Setiap kota memiliki model transportasi berbeda. Misalnya saja transportasi utama di Kyoto adalah bis, sedangkan transportasi di Hiroshima adalah term (kereta di tengah kota). Walaupun berbeda-beda, seluruh kota di Jepang memiliki sistem trasportasi yang terintegrasi sehingga memudahkan penumpang dalam dalam memilih transportasi yang terbaik untuknya. Namun ingat, prepaid travelcards di tiap kota berbeda sehingga kita harus memastikan dulu ya kartu yang digunakan sebelum melakukan perjalanan!
Mendaki Gunung Fuji
Mengunjungi Jepang tidak lengkap rasanya bila tidak mendaki Gunung Fuji. Fujisan (Gunung Fuji) merupakan gunung tertinggi di Jepang (3.776 m) yang terletak di perbatasan perfektur Shizuoka dan Yamanashi, di sebelah barat Tokyo. Walau terkenal dengan track yang berat dan panjang, namun Gunung ini bisa didaki oleh seorang pemula sekalipun.
Untuk mencapai puncak Fujisan, ada 5 rute yang dapat kita pilih: Ochudo trail, Yoshida trail, Subashiri trail, Fujinomiya trail, dan Gotemba trail. Yoshida trail paling banyak dipilih karena aksesnya paling mudah dari Tokyo. Cukup dengan menumpang Keio Bus dari Shinjuku Station https://www.highwaybus.com/ selama 2,5 jam maka kita akan mencapai 5th station, gerbang pendakian Fujisan. Untuk menghindari cuaca dingin yang ekstrim, rute pendakian Yoshida trail hanya dibuka pada waktu summer, yakni bulan Juli-Agustus setiap tahunnya. Pada musim panas inilah ribuan orang Jepang dan turis asing dari berbagai belahan dunia berbondong-bondong mendaki puncak Fujisan.
Bagi orang Jepang, mendaki gunung adalah persembahan dan doa kepada para dewa. Sebagaimana lari marathon atau bermain golf, mereka juga menganggap naik gunung sebagai sarana olah raga. Maka mendaki Fujisan bersama ribuan orang dalam waktu bersamaan adalah pengalaman yang tak bisa dilewatkan begitu saja! Tidak ada biaya yang harus dibayarkan untuk mendaki Fujisan, alias free!
Food… Food… Food…
Jepang adalah surga makanan! Banyak makanan murah dan enak yang dijual di Jepang. Makanan-makanan itu mulai dari bento, ramen, sushi, udon, onigiri, dll.

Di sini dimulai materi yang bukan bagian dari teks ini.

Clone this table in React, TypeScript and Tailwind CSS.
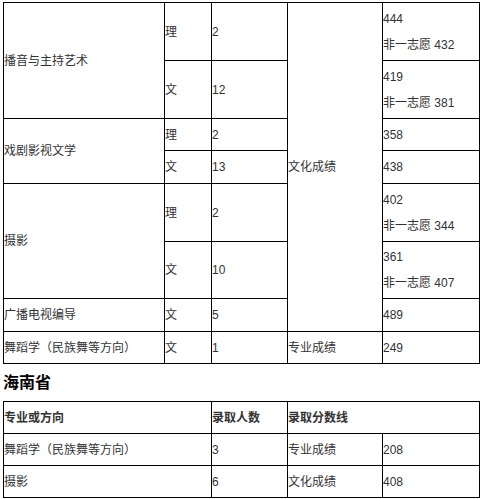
const cell = 'border border-black p-0 align-middle text-left font-normal';

function Two({ a, b }: { a: string; b: string }) {
  return (
    <div className="leading-[26px]">
      <div>{a}</div>
      <div>{b}</div>
    </div>
  );
}

export default function App() {
  return (
    <div
      className="min-h-screen bg-white pl-[3px] pt-[2px] text-[12px] text-[#333]"
      style={{ fontFamily: '"Liberation Sans", "Noto Sans CJK SC", sans-serif' }}
    >
      <table className="w-[476px] table-fixed border-collapse">
        <colgroup>
          <col className="w-[161px]" />
          <col className="w-[47px]" />
          <col className="w-[76px]" />
          <col className="w-[95px]" />
          <col className="w-[97px]" />
        </colgroup>
        <tbody>
          <tr className="h-[58px]">
            <td className={cell} rowSpan={2}>播音与主持艺术</td>
            <td className={cell}>理</td>
            <td className={cell}>2</td>
            <td className={cell} rowSpan={7}>文化成绩</td>
            <td className={cell}><Two a="444" b="非一志愿 432" /></td>
          </tr>
          <tr className="h-[58px]">
            <td className={cell}>文</td>
            <td className={cell}>12</td>
            <td className={cell}><Two a="419" b="非一志愿 381" /></td>
          </tr>
          <tr className="h-[32px]">
            <td className={cell} rowSpan={2}>戏剧影视文学</td>
            <td className={cell}>理</td>
            <td className={cell}>2</td>
            <td className={cell}>358</td>
          </tr>
          <tr className="h-[33px]">
            <td className={cell}>文</td>
            <td className={cell}>13</td>
            <td className={cell}>438</td>
          </tr>
          <tr className="h-[58px]">
            <td className={cell} rowSpan={2}>摄影</td>
            <td className={cell}>理</td>
            <td className={cell}>2</td>
            <td className={cell}><Two a="402" b="非一志愿 344" /></td>
          </tr>
          <tr className="h-[57px]">
            <td className={cell}>文</td>
            <td className={cell}>10</td>
            <td className={cell}><Two a="361" b="非一志愿 407" /></td>
          </tr>
          <tr className="h-[33px]">
            <td className={cell}>广播电视编导</td>
            <td className={cell}>文</td>
            <td className={cell}>5</td>
            <td className={cell}>489</td>
          </tr>
          <tr className="h-[32px]">
            <td className={cell}>舞蹈学（民族舞等方向）</td>
            <td className={cell}>文</td>
            <td className={cell}>1</td>
            <td className={cell}>专业成绩</td>
            <td className={cell}>249</td>
          </tr>
        </tbody>
      </table>

      <h3 className="flex h-[37px] items-center text-[16px] font-bold text-black">海南省</h3>

      <table className="w-[476px] table-fixed border-collapse">
        <colgroup>
          <col className="w-[208px]" />
          <col className="w-[76px]" />
          <col className="w-[95px]" />
          <col className="w-[97px]" />
        </colgroup>
        <tbody>
          <tr className="h-[32px]">
            <th className={cell + ' !font-bold'}>专业或方向</th>
            <th className={cell + ' !font-bold'}>录取人数</th>
            <th className={cell + ' !font-bold'} colSpan={2}>录取分数线</th>
          </tr>
          <tr className="h-[32px]">
            <td className={cell}>舞蹈学（民族舞等方向）</td>
            <td className={cell}>3</td>
            <td className={cell}>专业成绩</td>
            <td className={cell}>208</td>
          </tr>
          <tr className="h-[32px]">
            <td className={cell}>摄影</td>
            <td className={cell}>6</td>
            <td className={cell}>文化成绩</td>
            <td className={cell}>408</td>
          </tr>
        </tbody>
      </table>
    </div>
  );
}
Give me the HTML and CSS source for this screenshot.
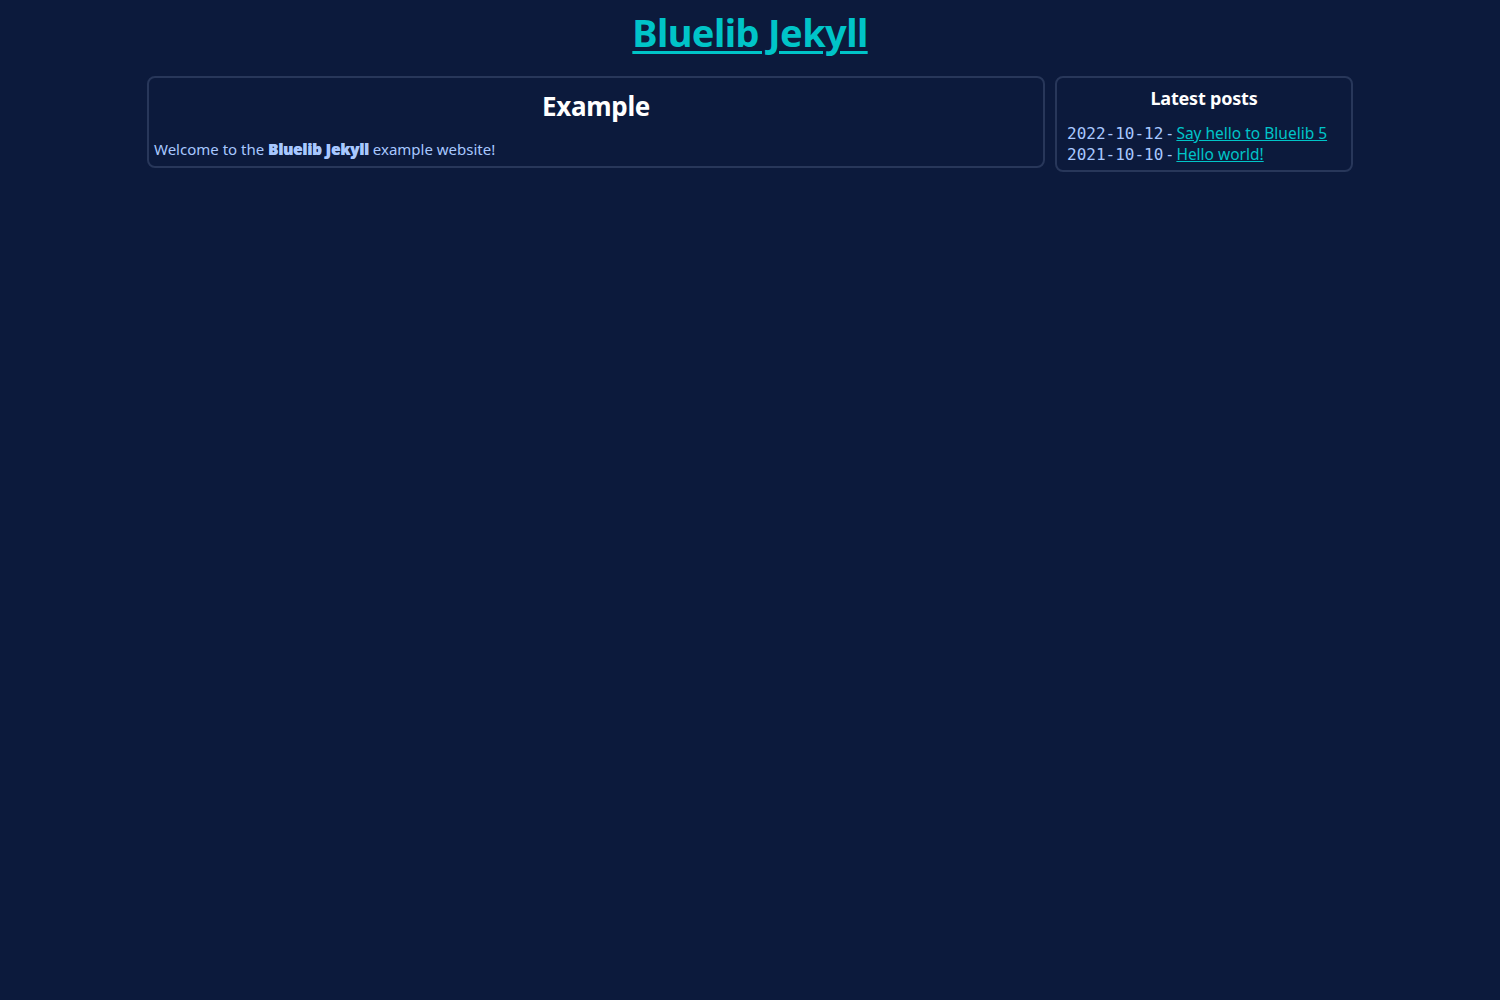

Tentu kita sudah tidak asing lagi dengan Takoyaki? Yup, camilan Jepang berbentuk bulat seperti bola pingpong, berbahan baku tepung terigu dengan isian gurita dan taburan katsuobushi (serutan ikan kering) memang banyak dijual di negara kita. Di Jepang, takoyaki terasa lebih gurih dengan potongan gurita yang lebih besar. Yummie! Kedai-kedai takoyaki bisa ditemui hampir di semua daerah, di banyak tempat-tempat umum, seperti stasiun dan lokasi wisata. Harga satu porsi takoyaki ¥ 300-600 (Rp 30.000 – 60.000).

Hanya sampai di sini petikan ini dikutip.